EXERCISE » Lines that contain the string "this" are to be copied; leave out all others.

SUPPLIED MATERIAL »
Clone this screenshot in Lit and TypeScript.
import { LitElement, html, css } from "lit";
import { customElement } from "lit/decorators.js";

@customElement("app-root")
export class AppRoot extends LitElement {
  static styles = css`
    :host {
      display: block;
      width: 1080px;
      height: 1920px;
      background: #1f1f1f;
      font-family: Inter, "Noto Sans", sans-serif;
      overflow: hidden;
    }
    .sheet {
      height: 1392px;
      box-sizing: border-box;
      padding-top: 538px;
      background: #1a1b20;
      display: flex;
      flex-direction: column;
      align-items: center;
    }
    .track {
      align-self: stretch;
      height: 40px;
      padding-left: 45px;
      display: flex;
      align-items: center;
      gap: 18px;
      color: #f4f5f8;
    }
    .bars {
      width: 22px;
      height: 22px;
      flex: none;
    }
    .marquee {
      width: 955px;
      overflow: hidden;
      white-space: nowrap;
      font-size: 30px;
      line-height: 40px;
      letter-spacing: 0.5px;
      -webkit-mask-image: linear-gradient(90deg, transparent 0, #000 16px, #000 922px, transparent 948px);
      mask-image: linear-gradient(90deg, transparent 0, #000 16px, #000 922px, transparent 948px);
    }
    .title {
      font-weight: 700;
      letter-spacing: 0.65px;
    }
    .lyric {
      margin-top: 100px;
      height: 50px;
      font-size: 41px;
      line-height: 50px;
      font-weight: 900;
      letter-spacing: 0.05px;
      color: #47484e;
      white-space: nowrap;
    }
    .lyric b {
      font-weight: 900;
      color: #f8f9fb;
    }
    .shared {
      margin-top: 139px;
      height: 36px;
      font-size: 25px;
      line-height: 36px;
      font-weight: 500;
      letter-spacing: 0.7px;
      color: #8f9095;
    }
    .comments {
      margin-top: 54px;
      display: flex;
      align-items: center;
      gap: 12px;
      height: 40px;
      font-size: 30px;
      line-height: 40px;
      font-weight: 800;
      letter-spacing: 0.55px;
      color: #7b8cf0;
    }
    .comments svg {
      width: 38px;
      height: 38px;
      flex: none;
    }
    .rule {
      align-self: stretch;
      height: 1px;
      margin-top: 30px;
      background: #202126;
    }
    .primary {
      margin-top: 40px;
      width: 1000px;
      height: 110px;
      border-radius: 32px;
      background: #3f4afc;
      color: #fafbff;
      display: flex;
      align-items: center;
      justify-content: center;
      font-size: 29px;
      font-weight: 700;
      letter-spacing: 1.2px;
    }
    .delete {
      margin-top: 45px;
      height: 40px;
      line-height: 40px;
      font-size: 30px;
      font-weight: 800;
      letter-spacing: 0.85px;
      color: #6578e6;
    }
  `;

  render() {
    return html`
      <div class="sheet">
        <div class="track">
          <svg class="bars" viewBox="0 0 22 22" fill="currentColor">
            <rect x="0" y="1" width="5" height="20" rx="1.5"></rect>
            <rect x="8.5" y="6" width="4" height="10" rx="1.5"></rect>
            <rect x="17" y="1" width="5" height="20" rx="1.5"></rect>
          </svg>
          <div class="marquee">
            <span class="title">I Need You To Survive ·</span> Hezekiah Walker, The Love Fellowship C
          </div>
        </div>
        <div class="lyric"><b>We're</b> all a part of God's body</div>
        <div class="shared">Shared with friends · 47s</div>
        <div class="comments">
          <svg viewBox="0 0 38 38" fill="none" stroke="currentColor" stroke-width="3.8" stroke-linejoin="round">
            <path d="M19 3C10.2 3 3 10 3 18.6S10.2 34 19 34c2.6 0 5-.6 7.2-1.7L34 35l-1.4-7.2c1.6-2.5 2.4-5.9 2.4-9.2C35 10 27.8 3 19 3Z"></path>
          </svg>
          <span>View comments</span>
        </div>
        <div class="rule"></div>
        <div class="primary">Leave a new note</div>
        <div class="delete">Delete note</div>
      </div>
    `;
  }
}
...
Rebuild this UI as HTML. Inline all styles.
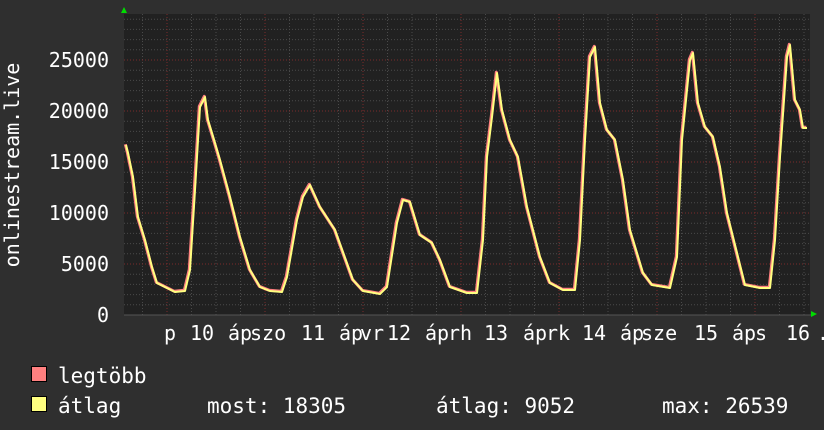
---
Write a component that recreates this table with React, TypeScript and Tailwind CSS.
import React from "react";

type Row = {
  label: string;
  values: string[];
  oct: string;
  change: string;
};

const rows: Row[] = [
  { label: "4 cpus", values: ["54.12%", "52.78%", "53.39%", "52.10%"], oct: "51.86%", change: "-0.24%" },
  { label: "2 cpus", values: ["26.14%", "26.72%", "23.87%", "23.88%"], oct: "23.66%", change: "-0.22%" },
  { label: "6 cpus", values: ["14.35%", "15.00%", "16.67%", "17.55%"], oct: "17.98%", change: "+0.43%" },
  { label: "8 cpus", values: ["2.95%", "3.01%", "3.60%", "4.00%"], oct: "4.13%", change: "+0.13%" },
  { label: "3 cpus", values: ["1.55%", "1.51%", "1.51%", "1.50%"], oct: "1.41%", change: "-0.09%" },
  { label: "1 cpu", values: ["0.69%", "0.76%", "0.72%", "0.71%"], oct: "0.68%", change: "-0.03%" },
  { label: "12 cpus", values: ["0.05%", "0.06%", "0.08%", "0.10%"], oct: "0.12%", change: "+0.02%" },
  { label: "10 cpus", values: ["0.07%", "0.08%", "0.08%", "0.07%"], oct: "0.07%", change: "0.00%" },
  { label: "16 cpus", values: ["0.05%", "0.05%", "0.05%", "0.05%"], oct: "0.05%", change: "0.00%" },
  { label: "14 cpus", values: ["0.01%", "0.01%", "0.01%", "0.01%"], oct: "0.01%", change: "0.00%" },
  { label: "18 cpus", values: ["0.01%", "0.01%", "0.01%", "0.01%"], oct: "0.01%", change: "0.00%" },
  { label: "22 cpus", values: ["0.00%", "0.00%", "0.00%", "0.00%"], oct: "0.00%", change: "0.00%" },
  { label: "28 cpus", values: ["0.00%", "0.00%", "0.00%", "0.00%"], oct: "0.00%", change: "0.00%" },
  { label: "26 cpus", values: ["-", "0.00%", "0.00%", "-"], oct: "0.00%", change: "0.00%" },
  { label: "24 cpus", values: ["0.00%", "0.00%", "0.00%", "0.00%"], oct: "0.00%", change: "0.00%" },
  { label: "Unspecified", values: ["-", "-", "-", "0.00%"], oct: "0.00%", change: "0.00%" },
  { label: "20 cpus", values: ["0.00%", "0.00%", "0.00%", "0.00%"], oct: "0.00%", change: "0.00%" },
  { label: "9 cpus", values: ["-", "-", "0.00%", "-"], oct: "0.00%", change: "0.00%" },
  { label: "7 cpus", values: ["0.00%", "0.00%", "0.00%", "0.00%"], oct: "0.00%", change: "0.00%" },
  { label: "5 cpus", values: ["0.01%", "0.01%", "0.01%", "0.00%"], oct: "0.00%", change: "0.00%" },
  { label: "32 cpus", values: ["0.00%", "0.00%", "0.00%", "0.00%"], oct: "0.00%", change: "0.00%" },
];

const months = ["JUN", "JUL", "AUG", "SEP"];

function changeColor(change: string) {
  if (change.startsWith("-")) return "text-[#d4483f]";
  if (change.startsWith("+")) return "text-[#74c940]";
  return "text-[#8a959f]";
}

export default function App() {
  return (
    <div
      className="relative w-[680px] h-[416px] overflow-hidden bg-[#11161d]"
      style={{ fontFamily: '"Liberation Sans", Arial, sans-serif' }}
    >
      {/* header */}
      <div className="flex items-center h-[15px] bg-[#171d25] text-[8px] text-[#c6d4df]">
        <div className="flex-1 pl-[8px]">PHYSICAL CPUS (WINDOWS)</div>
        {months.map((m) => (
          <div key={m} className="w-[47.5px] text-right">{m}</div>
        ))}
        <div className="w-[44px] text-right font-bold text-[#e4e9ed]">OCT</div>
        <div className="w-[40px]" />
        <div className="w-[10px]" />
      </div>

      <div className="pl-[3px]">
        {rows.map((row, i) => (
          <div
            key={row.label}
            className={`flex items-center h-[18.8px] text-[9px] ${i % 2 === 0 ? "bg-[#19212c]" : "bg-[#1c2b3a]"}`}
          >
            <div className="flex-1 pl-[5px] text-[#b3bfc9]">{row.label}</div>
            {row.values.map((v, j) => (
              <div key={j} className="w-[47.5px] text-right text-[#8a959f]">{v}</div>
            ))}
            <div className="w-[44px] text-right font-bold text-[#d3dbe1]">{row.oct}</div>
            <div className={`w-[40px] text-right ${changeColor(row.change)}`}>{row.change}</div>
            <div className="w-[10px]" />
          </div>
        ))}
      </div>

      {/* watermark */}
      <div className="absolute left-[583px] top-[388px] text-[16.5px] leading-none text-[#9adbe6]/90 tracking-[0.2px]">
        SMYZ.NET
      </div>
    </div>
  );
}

OUTPUT OF THE EXERCISE »
Clone this screenshot in Lit and TypeScript.
Rebuild this UI as HTML. Inline all styles.
Write a component that recreates this table with React, TypeScript and Tailwind CSS.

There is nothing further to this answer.